#### [SET TASK]
Repeat everything from the first line of the listing below through the line that contains "import React from 'react'", exactly. Leave out pictures.

#### [EXERCISE INPUTS]
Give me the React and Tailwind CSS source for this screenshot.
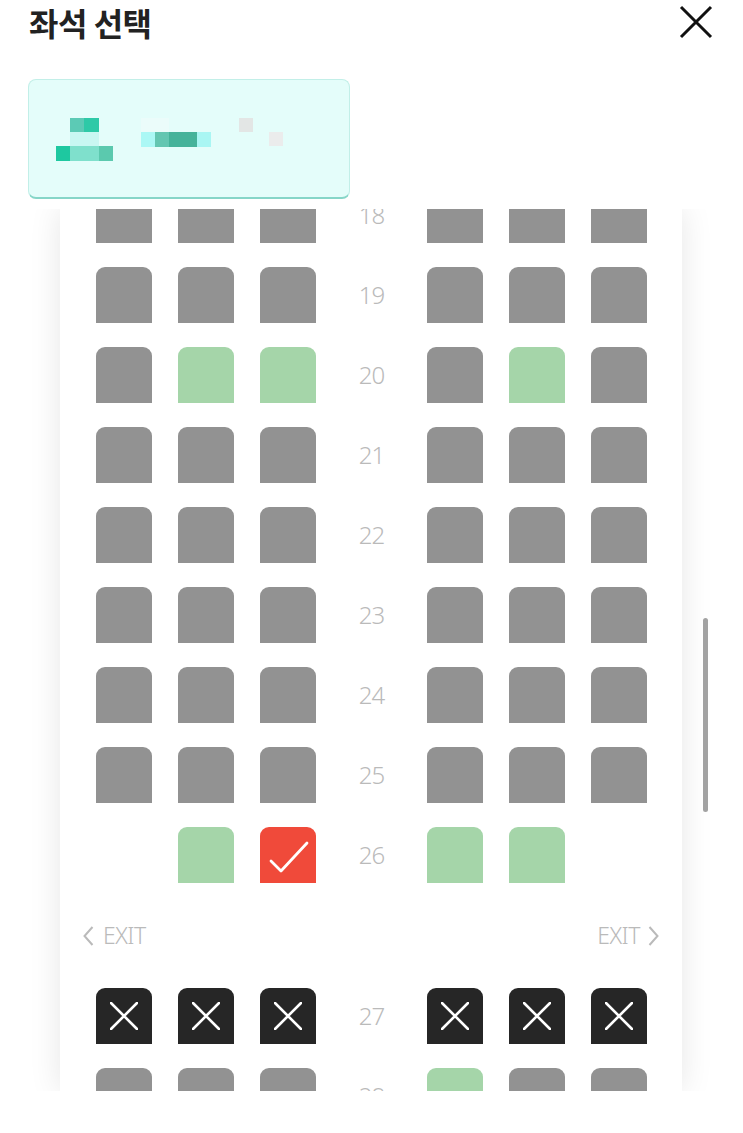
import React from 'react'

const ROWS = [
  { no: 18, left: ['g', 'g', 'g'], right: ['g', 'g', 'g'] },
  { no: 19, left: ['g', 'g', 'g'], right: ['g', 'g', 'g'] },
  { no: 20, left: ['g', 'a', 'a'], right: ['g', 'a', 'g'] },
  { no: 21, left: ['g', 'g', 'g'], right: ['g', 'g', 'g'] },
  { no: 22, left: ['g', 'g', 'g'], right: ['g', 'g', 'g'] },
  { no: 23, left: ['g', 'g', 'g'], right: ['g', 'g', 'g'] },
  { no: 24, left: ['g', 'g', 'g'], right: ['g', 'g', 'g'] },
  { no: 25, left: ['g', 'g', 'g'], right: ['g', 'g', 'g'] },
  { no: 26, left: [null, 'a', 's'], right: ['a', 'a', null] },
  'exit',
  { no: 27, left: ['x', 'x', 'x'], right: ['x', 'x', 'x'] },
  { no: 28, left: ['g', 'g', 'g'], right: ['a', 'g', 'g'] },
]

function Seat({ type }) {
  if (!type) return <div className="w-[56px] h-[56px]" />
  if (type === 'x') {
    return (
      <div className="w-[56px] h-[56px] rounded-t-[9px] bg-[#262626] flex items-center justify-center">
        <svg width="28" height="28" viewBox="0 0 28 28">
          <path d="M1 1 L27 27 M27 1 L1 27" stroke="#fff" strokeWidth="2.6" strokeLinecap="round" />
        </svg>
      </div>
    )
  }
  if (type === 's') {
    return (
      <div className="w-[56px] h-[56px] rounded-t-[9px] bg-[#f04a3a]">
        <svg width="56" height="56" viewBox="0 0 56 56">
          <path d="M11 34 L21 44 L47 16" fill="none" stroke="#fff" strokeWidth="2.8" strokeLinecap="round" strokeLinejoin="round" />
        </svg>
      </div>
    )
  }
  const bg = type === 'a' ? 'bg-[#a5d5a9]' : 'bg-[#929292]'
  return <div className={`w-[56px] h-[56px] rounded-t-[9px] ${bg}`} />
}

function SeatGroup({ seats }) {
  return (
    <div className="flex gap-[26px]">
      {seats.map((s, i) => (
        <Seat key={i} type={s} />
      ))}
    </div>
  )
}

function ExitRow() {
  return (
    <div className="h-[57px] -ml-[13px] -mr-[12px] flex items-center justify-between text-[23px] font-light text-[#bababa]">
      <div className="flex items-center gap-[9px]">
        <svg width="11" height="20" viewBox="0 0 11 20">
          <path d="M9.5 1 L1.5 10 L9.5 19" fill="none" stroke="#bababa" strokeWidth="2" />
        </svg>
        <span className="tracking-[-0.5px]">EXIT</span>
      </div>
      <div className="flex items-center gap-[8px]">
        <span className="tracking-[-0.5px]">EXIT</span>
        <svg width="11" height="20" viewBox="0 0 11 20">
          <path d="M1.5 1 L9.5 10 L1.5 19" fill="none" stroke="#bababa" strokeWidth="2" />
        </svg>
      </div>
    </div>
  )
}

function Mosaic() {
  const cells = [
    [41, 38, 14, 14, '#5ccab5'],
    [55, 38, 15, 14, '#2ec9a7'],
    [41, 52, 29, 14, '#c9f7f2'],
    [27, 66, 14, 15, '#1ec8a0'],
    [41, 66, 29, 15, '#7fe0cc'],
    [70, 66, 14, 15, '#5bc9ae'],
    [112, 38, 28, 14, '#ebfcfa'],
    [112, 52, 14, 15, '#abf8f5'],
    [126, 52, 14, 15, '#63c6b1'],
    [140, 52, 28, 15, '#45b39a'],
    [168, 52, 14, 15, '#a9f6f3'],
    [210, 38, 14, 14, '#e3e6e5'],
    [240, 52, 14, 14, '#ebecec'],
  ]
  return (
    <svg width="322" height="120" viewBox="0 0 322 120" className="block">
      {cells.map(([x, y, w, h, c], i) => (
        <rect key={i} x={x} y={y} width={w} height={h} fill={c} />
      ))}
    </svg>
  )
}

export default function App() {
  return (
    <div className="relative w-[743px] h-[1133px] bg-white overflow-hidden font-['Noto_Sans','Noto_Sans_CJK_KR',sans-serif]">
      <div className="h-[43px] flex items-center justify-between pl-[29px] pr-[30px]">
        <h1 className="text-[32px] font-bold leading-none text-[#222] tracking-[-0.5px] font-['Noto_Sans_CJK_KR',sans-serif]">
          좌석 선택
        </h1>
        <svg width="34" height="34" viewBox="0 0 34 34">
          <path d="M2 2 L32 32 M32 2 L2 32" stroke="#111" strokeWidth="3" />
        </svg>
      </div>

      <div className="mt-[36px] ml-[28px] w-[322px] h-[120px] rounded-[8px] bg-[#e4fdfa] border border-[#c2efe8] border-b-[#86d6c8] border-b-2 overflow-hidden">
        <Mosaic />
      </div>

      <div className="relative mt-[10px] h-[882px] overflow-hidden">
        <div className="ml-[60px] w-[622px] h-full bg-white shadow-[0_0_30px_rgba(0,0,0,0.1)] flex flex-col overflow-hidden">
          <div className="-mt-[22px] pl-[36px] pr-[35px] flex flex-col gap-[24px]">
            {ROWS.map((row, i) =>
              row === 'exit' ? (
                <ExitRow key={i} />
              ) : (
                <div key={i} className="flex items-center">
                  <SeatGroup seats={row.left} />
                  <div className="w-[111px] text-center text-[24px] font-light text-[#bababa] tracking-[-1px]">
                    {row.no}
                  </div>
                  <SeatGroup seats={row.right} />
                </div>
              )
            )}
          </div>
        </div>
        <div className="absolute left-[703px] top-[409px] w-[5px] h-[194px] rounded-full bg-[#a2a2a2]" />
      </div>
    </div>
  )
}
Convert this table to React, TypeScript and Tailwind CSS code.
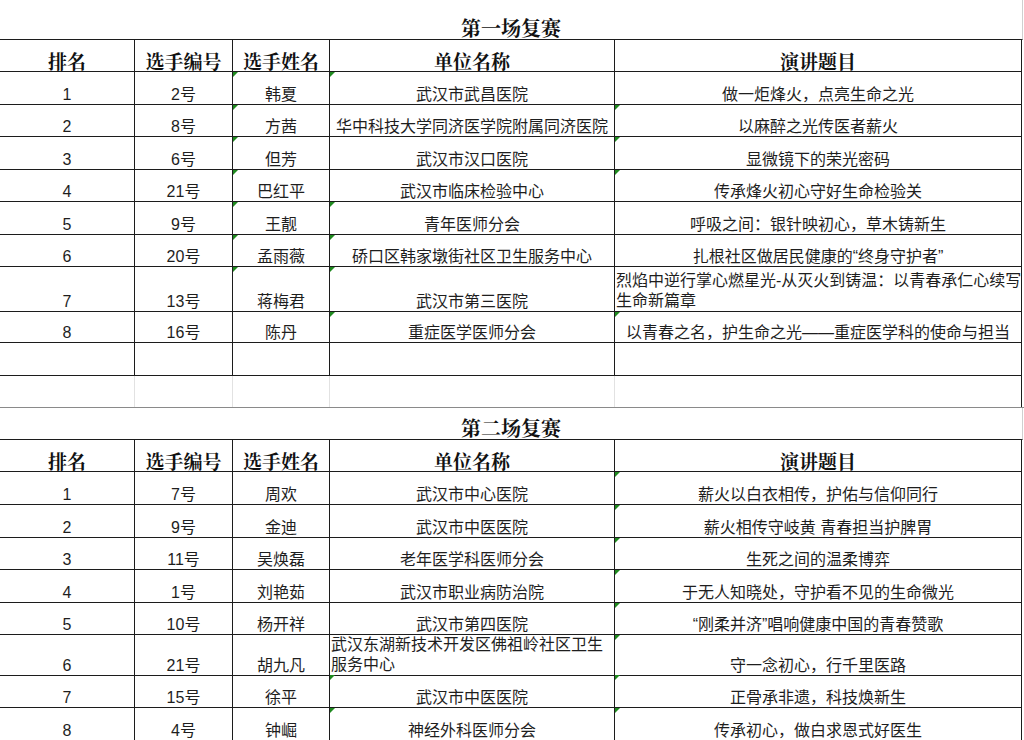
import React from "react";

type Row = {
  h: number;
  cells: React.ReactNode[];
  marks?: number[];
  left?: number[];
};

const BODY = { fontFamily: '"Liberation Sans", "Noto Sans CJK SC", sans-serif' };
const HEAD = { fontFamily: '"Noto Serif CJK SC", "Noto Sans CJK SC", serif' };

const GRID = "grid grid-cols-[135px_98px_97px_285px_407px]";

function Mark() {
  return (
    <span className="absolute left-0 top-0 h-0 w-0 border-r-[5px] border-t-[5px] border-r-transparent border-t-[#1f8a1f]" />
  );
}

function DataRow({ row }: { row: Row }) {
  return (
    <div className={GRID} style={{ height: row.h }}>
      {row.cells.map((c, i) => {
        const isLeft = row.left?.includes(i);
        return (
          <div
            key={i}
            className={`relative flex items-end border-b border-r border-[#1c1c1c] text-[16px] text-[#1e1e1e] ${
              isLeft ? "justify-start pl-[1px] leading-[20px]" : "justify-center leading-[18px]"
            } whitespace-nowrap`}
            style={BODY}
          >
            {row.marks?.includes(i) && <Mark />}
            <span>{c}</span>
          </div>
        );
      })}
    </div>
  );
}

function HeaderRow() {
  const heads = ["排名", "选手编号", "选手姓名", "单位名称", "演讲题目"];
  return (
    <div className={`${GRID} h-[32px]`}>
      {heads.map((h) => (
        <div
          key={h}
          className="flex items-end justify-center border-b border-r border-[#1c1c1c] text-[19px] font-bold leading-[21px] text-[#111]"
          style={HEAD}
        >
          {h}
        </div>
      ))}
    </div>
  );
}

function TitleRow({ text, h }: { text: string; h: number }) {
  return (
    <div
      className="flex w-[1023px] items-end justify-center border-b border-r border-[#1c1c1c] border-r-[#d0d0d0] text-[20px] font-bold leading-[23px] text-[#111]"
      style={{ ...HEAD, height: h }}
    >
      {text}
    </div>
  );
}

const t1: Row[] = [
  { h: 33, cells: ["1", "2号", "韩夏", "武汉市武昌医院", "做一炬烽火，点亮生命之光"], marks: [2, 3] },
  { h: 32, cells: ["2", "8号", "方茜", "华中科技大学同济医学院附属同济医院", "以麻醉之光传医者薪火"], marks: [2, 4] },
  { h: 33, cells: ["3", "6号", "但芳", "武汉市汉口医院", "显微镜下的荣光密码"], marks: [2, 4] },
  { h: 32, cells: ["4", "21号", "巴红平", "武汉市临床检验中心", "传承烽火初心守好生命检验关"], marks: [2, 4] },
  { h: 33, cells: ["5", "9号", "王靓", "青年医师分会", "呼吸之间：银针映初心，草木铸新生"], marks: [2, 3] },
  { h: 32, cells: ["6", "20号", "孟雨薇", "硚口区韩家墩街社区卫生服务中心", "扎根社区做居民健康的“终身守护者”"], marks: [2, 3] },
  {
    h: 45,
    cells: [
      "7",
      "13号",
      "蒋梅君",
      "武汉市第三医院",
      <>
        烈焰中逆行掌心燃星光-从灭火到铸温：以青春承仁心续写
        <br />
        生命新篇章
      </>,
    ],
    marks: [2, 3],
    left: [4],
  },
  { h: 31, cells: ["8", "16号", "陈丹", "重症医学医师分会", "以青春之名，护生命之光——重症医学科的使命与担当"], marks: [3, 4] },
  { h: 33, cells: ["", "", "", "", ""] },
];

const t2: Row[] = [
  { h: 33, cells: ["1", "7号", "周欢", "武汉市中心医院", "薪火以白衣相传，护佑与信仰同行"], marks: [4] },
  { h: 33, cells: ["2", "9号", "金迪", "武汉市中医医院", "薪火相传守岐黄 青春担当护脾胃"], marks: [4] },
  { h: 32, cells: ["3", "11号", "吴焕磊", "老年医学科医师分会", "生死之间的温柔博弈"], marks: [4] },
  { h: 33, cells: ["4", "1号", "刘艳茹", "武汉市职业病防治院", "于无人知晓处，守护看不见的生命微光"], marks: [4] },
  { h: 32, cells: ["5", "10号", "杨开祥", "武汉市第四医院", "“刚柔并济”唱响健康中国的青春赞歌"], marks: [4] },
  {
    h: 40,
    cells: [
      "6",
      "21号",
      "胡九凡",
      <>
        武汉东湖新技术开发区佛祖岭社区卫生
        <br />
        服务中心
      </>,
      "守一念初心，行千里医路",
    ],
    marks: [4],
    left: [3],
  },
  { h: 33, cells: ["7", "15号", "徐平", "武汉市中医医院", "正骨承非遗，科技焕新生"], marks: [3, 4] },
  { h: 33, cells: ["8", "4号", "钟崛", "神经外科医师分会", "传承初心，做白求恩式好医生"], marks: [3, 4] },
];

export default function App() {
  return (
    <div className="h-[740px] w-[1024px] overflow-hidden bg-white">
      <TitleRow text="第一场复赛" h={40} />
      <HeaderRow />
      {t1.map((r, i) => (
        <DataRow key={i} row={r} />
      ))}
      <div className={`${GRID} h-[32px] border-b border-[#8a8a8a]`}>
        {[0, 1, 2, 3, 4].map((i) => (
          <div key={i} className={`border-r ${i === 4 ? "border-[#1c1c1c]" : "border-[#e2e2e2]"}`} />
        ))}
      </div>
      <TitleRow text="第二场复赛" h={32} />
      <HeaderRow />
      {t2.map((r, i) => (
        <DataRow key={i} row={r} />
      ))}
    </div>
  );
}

#### [FINISHED EXERCISE]
Give me the React and Tailwind CSS source for this screenshot.
import React from 'react'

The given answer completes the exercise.